Data:

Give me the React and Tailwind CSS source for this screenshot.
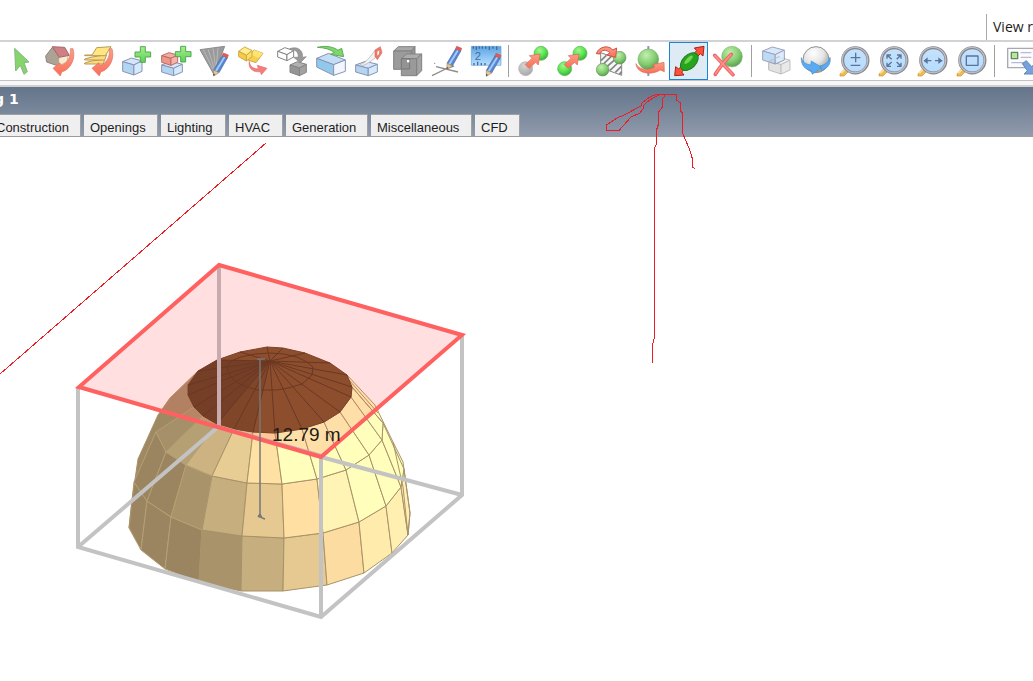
import React from "react";

const OUT = "#8a93b0";

function Icon({ children }) {
  return (
    <svg viewBox="0 0 90 90" className="size-[30px] shrink-0 overflow-visible" aria-hidden="true" strokeLinejoin="round">
      {children}
    </svg>
  );
}

function SharedPaint() {
  return (
    <svg className="absolute size-0" aria-hidden="true">
      <defs>
        <radialGradient id="green" cx="40%" cy="30%" r="70%">
          <stop offset="0" stopColor="#a4f78b" />
          <stop offset=".55" stopColor="#5ae652" />
          <stop offset="1" stopColor="#3fb039" />
        </radialGradient>
        <radialGradient id="dull" cx="40%" cy="30%" r="75%">
          <stop offset="0" stopColor="#c2eeb0" />
          <stop offset=".6" stopColor="#82cc6e" />
          <stop offset="1" stopColor="#58964d" />
        </radialGradient>
        <radialGradient id="grey" cx="40%" cy="30%" r="70%">
          <stop offset="0" stopColor="#d5d5d5" />
          <stop offset="1" stopColor="#a9a9a9" />
        </radialGradient>
        <radialGradient id="ball" cx="40%" cy="25%" r="80%">
          <stop offset="0" stopColor="#ffffff" />
          <stop offset=".5" stopColor="#e4e4e4" />
          <stop offset="1" stopColor="#8d8d8d" />
        </radialGradient>
        <linearGradient id="red" x1="0" y1="0" x2="0" y2="1">
          <stop offset="0" stopColor="#fb9d88" />
          <stop offset="1" stopColor="#fa6f57" />
        </linearGradient>
        <linearGradient id="plus" x1="0" y1="0" x2="0" y2="1">
          <stop offset="0" stopColor="#a5ef8d" />
          <stop offset="1" stopColor="#5fd055" />
        </linearGradient>
        <linearGradient id="lens" x1="0" y1="0" x2="0" y2="1">
          <stop offset="0" stopColor="#c4e2fb" />
          <stop offset="1" stopColor="#b5dcff" />
        </linearGradient>
        <linearGradient id="ruler" x1="0" y1="0" x2="0" y2="1">
          <stop offset="0" stopColor="#5aa4e2" />
          <stop offset="1" stopColor="#b6dfff" />
        </linearGradient>
      </defs>
    </svg>
  );
}

function Box({ x, y, w, h, d, top, left, right, line = OUT }) {
  const s = w * 0.45;
  return (
    <g stroke={line} strokeWidth="3">
      <path fill={top} d={`M${x} ${y + d} L${x + s} ${y} L${x + w} ${y + d * 0.8} L${x + w * 0.58} ${y + d * 1.9}Z`} />
      <path fill={left} d={`M${x} ${y + d} L${x + w * 0.58} ${y + d * 1.9} V${y + h} L${x} ${y + h - d}Z`} />
      <path fill={right} d={`M${x + w} ${y + d * 0.8} L${x + w * 0.58} ${y + d * 1.9} V${y + h} L${x + w} ${y + h - d}Z`} />
    </g>
  );
}

function BlueBox(props) {
  return <Box {...props} top="#d3e6fb" left="#b3d5f4" right="#d6eafd" />;
}

function Plus({ x, y }) {
  return (
    <path
      transform={`translate(${x} ${y})`}
      d="M16 0H31V16H47V31H31V47H16V31H0V16H16Z"
      fill="url(#plus)"
      stroke="#52a855"
      strokeWidth="3"
    />
  );
}

function Pencil({ x, y }) {
  return (
    <g transform={`translate(${x} ${y})`} strokeWidth="2">
      <path d="M32 1 L47 7 L44 16 L28 10Z" fill="#f0554e" stroke="#c25a58" />
      <path d="M28 10 L44 16 L19 60 L3 52Z" fill="#5487d6" stroke="#54699a" />
      <path d="M33 12 L38 14 L12 57 L7 54Z" fill="#a9ccf7" stroke="none" />
      <path d="M3 52 L19 60 L3 70Z" fill="#e9c795" stroke="#9a8a70" />
      <path d="M2 62 L8 66 L2 70Z" fill="#555" />
    </g>
  );
}

const swoop = (
  <path
    d="M76 8 C79 34 66 52 49 58 L44 50 L24 67 L46 90 L50 78 C78 70 93 36 84 8Z"
    fill="url(#red)"
    stroke="#dc7565"
    strokeWidth="2"
  />
);

function Lens({ children }) {
  return (
    <>
      <path d="M0 84 L18 64 L28 74 L12 90 L0 90Z" fill="#eebb50" stroke="#c5953c" strokeWidth="2" />
      <path d="M4 82 L16 70" stroke="#ffe5a0" strokeWidth="4" />
      <circle cx="46" cy="43" r="38" fill="url(#lens)" stroke="#85858f" strokeWidth="9" />
      <circle cx="45" cy="42" r="38" fill="none" stroke="#bcbcc4" strokeWidth="4" />
      <g stroke="#5d7299" strokeWidth="4" fill="none">{children}</g>
    </>
  );
}

const diagonalArrow = (
  <path
    d="M22 56 L42 37 L34 29 L66 24 L61 57 L53 49 L33 67Z"
    fill="url(#red)"
    stroke="#d9664e"
    strokeWidth="2"
  />
);

const editTools = [
  ["Select", <path key="a" d="M26 7 L69 48 L54 50 L64 77 L54 85 L43 58 L29 75Z" fill="#85d46e" stroke="#86b87d" strokeWidth="3" />],
  ["Load building", <g key="a">
    <path d="M2 30 L22 4 L42 32 L40 60 L5 48Z" fill="#aca394" stroke="#8d867e" strokeWidth="3" />
    <path d="M42 32 L70 26 L66 48 L40 60Z" fill="#f8eccd" stroke="#b0a292" strokeWidth="2" />
    <path d="M22 2 L59 4 L73 28 L43 34Z" fill="#cf8085" stroke="#a5696d" strokeWidth="3" />
    {swoop}
  </g>],
  ["Load layers", <g key="a" fill="#fbdc7b" stroke="#b89a5a" strokeWidth="3">
    <path d="M2 51 L22 45 L62 40 L58 54 H2Z" />
    <path d="M2 39 L24 33 L68 26 L62 42 H2Z" />
    <path d="M2 27 L24 27 L38 5 L81 2 L64 29 H2Z" fill="#ffe681" />
    {swoop}
  </g>],
  ["Add block", <g key="a"><BlueBox x={2} y={36} w={58} h={51} d={11} /><Plus x={39} y={2} /></g>],
  ["Add component block", <g key="a">
    <BlueBox x={2} y={46} w={62} h={43} d={11} />
    <Box x={2} y={20} w={48} h={38} d={9} top="#f4aba1" left="#ee9788" right="#f8b2a6" line="#b96b69" />
    <Plus x={43} y={1} />
  </g>],
  ["Draw outline", <g key="a">
    <path d="M0 11 L74 1 L42 86Z" fill="#9b9b9b" stroke="#8d8d8d" strokeWidth="3" />
    <path d="M10 11 L43 78 M24 9 L44 72 M39 7 L47 68 M54 6 L49 60" stroke="#b8b8b8" strokeWidth="3" />
    <Pencil x={38} y={20} />
  </g>],
  ["Move", <g key="a">
    <path d="M30 34 L48 12 L75 22 L54 50 L30 42Z" fill="#f6cf4c" stroke="#cfa94c" strokeWidth="3" />
    <path d="M48 12 L75 22 L62 36 L40 26Z" fill="#ffe574" />
    <Box x={2} y={3} w={40} h={42} d={13} top="#ffef8c" left="#f5cb49" right="#fade60" line="#cfa94c" />
    <path d="M34 46 C36 64 48 69 61 68 L58 58 L87 67 L70 86 L67 77 C44 80 30 66 34 46Z" fill="#f77c7c" stroke="#dc7272" strokeWidth="2" />
  </g>],
  ["Copy", <g key="a">
    <Box x={2} y={5} w={48} h={39} d={11} top="#fff" left="#fff" right="#fff" line="#858585" />
    <path d="M38 8 C66 -2 80 18 76 34 L88 32 L70 50 L50 34 L63 34 C66 20 58 12 38 8Z" fill="#999" stroke="#8a8a8a" strokeWidth="2" />
    <Box x={39} y={47} w={49} h={42} d={10} top="#b0b0b0" left="#959595" right="#a2a2a2" line="#848484" />
  </g>],
  ["Stretch", <g key="a" stroke={OUT} strokeWidth="3">
    <path d="M2 37 L38 22 L88 42 L53 56Z" fill="#c2def7" />
    <path d="M2 37 L53 56 V88 L2 63Z" fill="#93c8ed" />
    <path d="M53 56 L88 42 V76 L53 88Z" fill="#f4f6ff" />
    <path d="M4 4 C28 -2 52 2 66 13 L77 7 L83 32 L44 25 L55 19 C43 10 26 5 4 4Z" fill="#7dd966" stroke="#5fa95a" />
  </g>],
  ["Cut block", <g key="a">
    <BlueBox x={2} y={46} w={65} h={43} d={11} />
    <path d="M16 56 C35 50 47 30 60 13 L72 26 C57 38 43 52 20 60Z" fill="#f4f4f4" stroke="#ababab" strokeWidth="2" />
    <path d="M60 12 L76 2 L81 20 L67 41 L60 31Z" fill="#ef7767" stroke="#d67469" strokeWidth="2" />
    <path d="M67 17 L73 13 L72 24 L67 29Z" fill="#fff" />
  </g>],
  ["Combine blocks", <g key="a" stroke="#828282" strokeWidth="3">
    <path d="M2 15 L16 2 H66 L55 15Z" fill="#a9a9a9" />
    <path d="M2 15 H55 V70 H2Z" fill="#9b9b9b" />
    <path d="M55 15 L66 2 V58 L55 70Z" fill="#949494" />
    <path d="M25 38 L41 24 H86 L71 38Z" fill="#acacac" />
    <path d="M25 38 H71 V89 H25Z" fill="#9a9a9a" stroke="none" />
    <path d="M50 38 H71 V89 H25 V69" fill="none" />
    <path d="M71 38 L86 24 V74 L71 89Z" fill="#a3a3a3" />
    <path d="M25 38 H50 V69 H25Z" fill="#939393" stroke="#777" />
    <path d="M42 42 H49 V49 H42Z" fill="#fff" stroke="none" />
  </g>],
  ["Draw line", <g key="a">
    <path d="M0 89 L47 66 L66 60 M12 62 L78 78" stroke="#8c8c8c" strokeWidth="4" fill="none" />
    <circle cx="8" cy="52" r="2" fill="#888" />
    <Pencil x={42} y={0} />
  </g>],
  ["Measure", <g key="a">
    <path d="M1 1 H90 V58 H1Z" fill="url(#ruler)" stroke="#6ba5d6" strokeWidth="2" />
    <path d="M7 1V8 M16 1V12 M25 1V8 M34 1V8 M44 1V8 M55 1V12 M66 1V8 M77 1V12 M20 47V58 M9 51V58 M31 51V58 M42 51V58" stroke="#476c9b" strokeWidth="4" />
    <text x="11" y="43" fontSize="34" fill="#466ca0" fontFamily="Liberation Sans">2</text>
    <Pencil x={43} y={21} />
  </g>],
];

const dragTools = [
  ["Drag to new position", <g key="a"><circle cx="23" cy="68" r="21" fill="url(#grey)" stroke="#b2b2b2" strokeWidth="2" /><circle cx="69" cy="22" r="21" fill="url(#green)" stroke="#5cb455" strokeWidth="2" />{diagonalArrow}</g>],
  ["Drag copy", <g key="a"><circle cx="23" cy="68" r="21" fill="url(#green)" stroke="#5cb455" strokeWidth="2" /><circle cx="69" cy="22" r="21" fill="url(#green)" stroke="#5cb455" strokeWidth="2" />{diagonalArrow}</g>],
  ["Mirror", <g key="a">
    <path d="M14 20 L77 42 V88 L14 65Z" fill="#f7f7f7" stroke="#858585" strokeWidth="3" />
    <path d="M15 44 L31 28 M15 61 L46 31 M28 66 L61 37 M42 73 L75 42 M58 79 L76 61 M70 85 L77 77" stroke="#858585" strokeWidth="5" />
    <circle cx="71" cy="35" r="19" fill="url(#dull)" stroke="#659a5b" strokeWidth="2" />
    <circle cx="20" cy="71" r="19" fill="url(#dull)" stroke="#659a5b" strokeWidth="2" />
    <path d="M1 23 C8 1 39 -4 50 12 L62 6 L59 34 L32 27 L42 20 C30 10 16 10 12 24Z" fill="url(#red)" stroke="#ce5547" strokeWidth="3" />
  </g>],
  ["Rotate", <g key="a">
    <path d="M40 0V90" stroke="#8799ba" strokeWidth="6" />
    <circle cx="40" cy="40" r="31" fill="url(#dull)" stroke="#78aa6e" strokeWidth="2" />
    <path d="M3 53 C10 70 39 77 60 62 L52 56 L87 49 L88 77 L76 72 C44 91 4 80 3 53Z" fill="url(#red)" stroke="#de6a50" strokeWidth="2" />
  </g>],
  ["Stretch selected", <g key="a" stroke="#9c271c" strokeWidth="3">
    <path d="M2 89 L5 62 L14 69 L68 14 L61 6 L90 1 L87 30 L79 23 L23 78 L30 87Z" fill="#ff5139" />
    <ellipse cx="46" cy="47" rx="32" ry="20" transform="rotate(-45 46 47)" fill="#24a51c" stroke="#247a28" />
    <ellipse cx="44" cy="41" rx="17" ry="6" transform="rotate(-45 44 41)" fill="#74d452" stroke="none" />
  </g>],
  ["Delete", <g key="a">
    <circle cx="57" cy="32" r="31" fill="url(#dull)" stroke="#83c278" strokeWidth="2" />
    <path d="M5 28 L60 86 M55 25 C37 44 20 64 7 85" stroke="#ef6464" strokeWidth="11" strokeLinecap="round" fill="none" />
    <path d="M6 29 L59 85 M54 26 C37 44 20 64 8 83" stroke="#ff8d89" strokeWidth="5" strokeLinecap="round" fill="none" />
  </g>],
];

const viewTools = [
  ["Ghost view", <g key="a">
    <Box x={20} y={33} w={64} h={51} d={12} top="#f1f1f1" left="#e2e2e2" right="#e9e9e9" line="#c0c0c0" />
    <g opacity=".85"><BlueBox x={2} y={3} w={65} h={51} d={12} /></g>
    <path d="M20 47 V69 M20 47 L53 31" stroke="#c0c0c0" strokeWidth="3" />
  </g>],
  ["Orbit", <g key="a">
    <circle cx="45" cy="41" r="39" fill="url(#ball)" stroke="#929292" strokeWidth="3" />
    <path d="M1 35 C5 49 15 55 29 57 L31 45 L62 64 L34 85 L31 74 C12 70 0 58 1 35Z M87 34 C91 54 79 68 62 73 L57 60 C73 56 82 49 87 34Z" fill="#58abf4" stroke="#4a8cc8" strokeWidth="2" />
  </g>],
  ["Zoom", <Lens key="a"><path d="M47 20V49 M32 35H61 M32 58H61" /></Lens>],
  ["Fit view", <Lens key="a"><path d="M24 38V27H36 M25 28L38 40 M54 27H66V38 M65 28L53 40 M24 50V61H36 M25 60L38 48 M54 61H66V50 M65 60L53 48" /></Lens>],
  ["Pan", <Lens key="a"><path d="M18 44H40 M51 44H73" /><path d="M29 34L17 44L29 54Z M61 34L73 44L61 54Z" fill="#5d7299" stroke="none" /></Lens>],
  ["Zoom window", <Lens key="a"><path d="M28 30H63V58H28Z" /></Lens>],
];

function Tool({ label, icon, active }) {
  return (
    <button
      type="button"
      title={label}
      aria-label={label}
      aria-pressed={!!active}
      className={
        "flex h-[38px] w-full items-center justify-center " +
        (active ? "border border-[#1c84d6] bg-[#deebf5]" : "")
      }
    >
      <Icon>{icon}</Icon>
    </button>
  );
}

function Divider() {
  return <span className="h-8 w-px shrink-0 bg-[#a0a0a0]" />;
}

const tabs = [
  ["Construction", "w-[91px] -ml-[10px]"],
  ["Openings", "w-[74px]"],
  ["Lighting", "w-[65px]"],
  ["HVAC", "w-[54px]"],
  ["Generation", "w-[82px]"],
  ["Miscellaneous", "w-[101px]"],
  ["CFD", "w-[45px]"],
];

// Latitude rings of the dome, listed from left to right.
const base = [[129, 528], [141, 550], [165, 569], [199, 582], [241, 591], [283, 591], [327, 585], [364, 573], [392, 553], [408, 535], [410, 513]];
const lower = [[134, 482], [147, 501], [171, 517], [202, 530], [242, 536], [284, 538], [323, 533], [359, 522], [386, 506], [401, 487], [404, 469]];
const upper = [[156, 432], [166, 452], [186, 465], [212, 476], [247, 483], [282, 484], [317, 479], [346, 470], [369, 455], [382, 440], [383, 423]];
const rim = [[194, 407], [203, 416], [217, 424], [234, 429], [253, 432], [275, 433], [302, 429], [324, 422], [340, 412], [351, 397], [352, 387]];
const bands = [
  [base, lower, ["#9b8560", "#9b8560", "#9b8560", "#a8936a", "#c7ae7e", "#e5c990", "#fcdca0", "#ffebab", "#ffefb0", "#ffefb0"]],
  [lower, upper, ["#9b8560", "#9b8560", "#a8936a", "#c7ae7e", "#e5c990", "#ffdfa2", "#fff4b4", "#ffffbb", "#ffffbb", "#ffffbb"]],
  [upper, rim, ["#a69069", "#b5a074", "#cdb382", "#e7cd94", "#ffe1a4", "#ffffbb", "#ffffbb", "#ffffbb", "#ffffbb", "#ffffbb"]],
];
const cap = [[188, 385], [188, 395], ...rim, [347, 375], [330, 363], [305, 353], [283, 348], [267, 347], [240, 352], [217, 360], [198, 371]];
const crown = [[227, 367], [229, 374], [236, 382], [247, 387], [258, 390], [277, 390], [288, 388], [302, 384], [312, 375], [313, 367], [307, 362], [297, 357], [284, 354], [270, 353], [255, 354], [241, 357], [231, 361]];
const pts = (list) => list.map((p) => p.join(",")).join(" ");

function Model() {
  return (
    <svg viewBox="0 137 500 500" className="block size-[500px] shrink-0" role="img" aria-label="Dome block, height 12.79 m">
      <polygon points="129,528 132,500 138,459 158,415 170,398 198,371 347,375 375,405 393,442 403,462 406,490 410,513 350,520 160,520" fill="#ffffbb" />
      <polygon points="129,528 132,500 138,459 158,415 170,398 198,371 230,400 186,465 150,520" fill="#9f8963" />
      {bands.map(([a, b, colours], r) =>
        colours.map((c, i) => (
          <polygon
            key={`${r}-${i}`}
            points={pts([a[i], a[i + 1], b[i + 1], b[i]])}
            fill={c}
            stroke={i < 3 ? "#b59f74" : "#a8926a"}
            strokeWidth="1"
          />
        ))
      )}
      <polyline points="129,528 132,500 138,459 158,415 170,398 198,371" fill="none" stroke="#a8926a" />
      <path d="M347 375 L375 405 L393 442 L403 462 L410 513 L408 535 M352 387 L383 423 M349 380 L378 413 M393 442 L403 487 L408 535" fill="none" stroke="#a8926a" />
      <polygon points="219,265 462,335 321,457 79,387" fill="#ff6060" fillOpacity=".2" />
      <polygon points={pts(cap)} fill="#8d4e2e" stroke="#7a4229" />
      <polygon points="188,385 188,395 194,407 203,416 217,424 234,429 270,361 217,360 198,371" fill="#753e27" />
      <polygon points="217,424 234,429 253,432 270,361" fill="#80462a" />
      <polygon points={pts(crown)} fill="none" stroke="#6a3822" />
      {cap.map((p) => (
        <path key={p.join()} d={`M270 361 L${p[0]} ${p[1]}`} stroke="#6a3822" strokeWidth="1" />
      ))}
      <path d="M219 265 V427 L321 456" fill="none" stroke="#c8abaf" strokeWidth="4" />
      <g fill="none" stroke="#c3c3c3" strokeWidth="4">
        <path d="M78 547 L218 427" />
        <path d="M321 457 L462 495" />
        <path d="M78 387 V547 L321 617 L462 495 V335 M321 457 V617" />
      </g>
      <polygon points="219,265 462,335 321,457 79,387" fill="none" stroke="#ff6060" strokeWidth="4" />
      <path d="M260 359 V518 M257 359 H265 M258 517 L260 514 L262 518 L265 519" fill="none" stroke="#777" strokeWidth="1.5" />
      <text x="272" y="441" fontSize="19" fill="#1e1a14" fontFamily="Liberation Sans, Arial, sans-serif">12.79 m</text>
    </svg>
  );
}

function Markup() {
  return (
    <svg className="pointer-events-none absolute left-0 top-0 h-[400px] w-[720px]" viewBox="0 0 720 400" aria-hidden="true" fill="none" stroke="#ed1c24" strokeWidth="1" shapeRendering="crispEdges">
      <path d="M266 143 L0 374" />
      <path d="M652.5 363 V345 L654.5 337 V148 L656.5 144 V130 L658.5 124 V112 L662.5 107 V99 L664.5 96 V94.5" />
      <path d="M676.5 94.5 H656 L650 97 L642 103 L641 106 L624 115 L617 118 L606.5 125 V130.5 H619 L631 117 L640 113 L643 109 V106 L647 102 L653 98 L659 95" />
      <path d="M676.5 94 V100 L680.5 103 V111 L682.5 113 V133 L689 148 L692.5 159 V167 L695 169" />
    </svg>
  );
}

export default function App() {
  return (
    <div className="relative flex min-h-screen flex-col overflow-hidden bg-white font-['Liberation_Sans',Arial,sans-serif] text-[#1c1c24]">
      <SharedPaint />
      <div className="flex h-10 justify-end pt-[14px]">
        <div className="w-[47px] overflow-hidden whitespace-nowrap border-l border-[#a8a8a8] pl-[6px] font-['Open_Sans','Noto_Sans',sans-serif] text-sm leading-[25px]">
          View r
        </div>
      </div>
      <div role="toolbar" aria-label="Model tools" className="flex h-[41px] items-center overflow-hidden border-b border-t-2 border-b-[#c2c2c5] border-t-[#d2d2d5] bg-white pl-[2px]">
        <div className="grid w-[503px] shrink-0 grid-cols-13">
          {editTools.map(([label, icon]) => <Tool key={label} label={label} icon={icon} />)}
        </div>
        <div className="flex shrink-0 items-center gap-[5px] pl-[3px]">
          <Divider />
          <div className="grid w-[233px] grid-cols-6">
            {dragTools.map(([label, icon], i) => <Tool key={label} label={label} icon={icon} active={i === 4} />)}
          </div>
        </div>
        <div className="flex shrink-0 items-center gap-[6px] pl-1">
          <Divider />
          <div className="grid w-[233px] grid-cols-6">
            {viewTools.map(([label, icon]) => <Tool key={label} label={label} icon={icon} />)}
          </div>
        </div>
        <div className="flex shrink-0 items-center gap-2 pl-[3px]">
          <Divider />
          <div className="w-[38px]">
            <Tool
              label="Export"
              icon={
                <g>
                  <path d="M2 7 H81 V65 H2Z" fill="#fcfcfe" stroke="#a8a8b0" strokeWidth="4" />
                  <path d="M13 19 H32 V38 H13Z" fill="#b9e6a2" stroke="#5f8a5c" strokeWidth="4" />
                  <path d="M41 20 H73 M41 34 H73 M13 50 H56" stroke="#b8b8d8" strokeWidth="4" />
                  <path d="M46 53 L58 44 L74 62 L84 52 V84 H51 L61 74Z" fill="#76a2dc" stroke="#5f86bb" strokeWidth="3" />
                </g>
              }
            />
          </div>
        </div>
      </div>
      <div className="h-[6px] border-b-2 border-[#d0d0d0] bg-[#f7f7f7]" />
      <header className="flex h-[50px] flex-col justify-between border-b border-[#9b9b9f] bg-linear-to-b from-[#64748a] to-[#909bac]">
        <h1 className="-ml-[6px] font-['DejaVu_Sans',Verdana,sans-serif] text-sm font-bold leading-6 text-white">g 1</h1>
        <nav className="flex gap-[3px]">
          {tabs.map(([name, width]) => (
            <button
              key={name}
              type="button"
              className={`${width} h-[22px] shrink-0 whitespace-nowrap border-r border-t border-[#a0a0a0] bg-[#efefef] pl-[6px] text-left text-[13px] leading-[25px]`}
            >
              {name}
            </button>
          ))}
        </nav>
      </header>
      <main className="flex-1 overflow-hidden bg-white">
        <Model />
      </main>
      <Markup />
    </div>
  );
}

What you have to do: Copy each line from the data above that includes "React".

Correct output:
Give me the React and Tailwind CSS source for this screenshot.
import React from "react";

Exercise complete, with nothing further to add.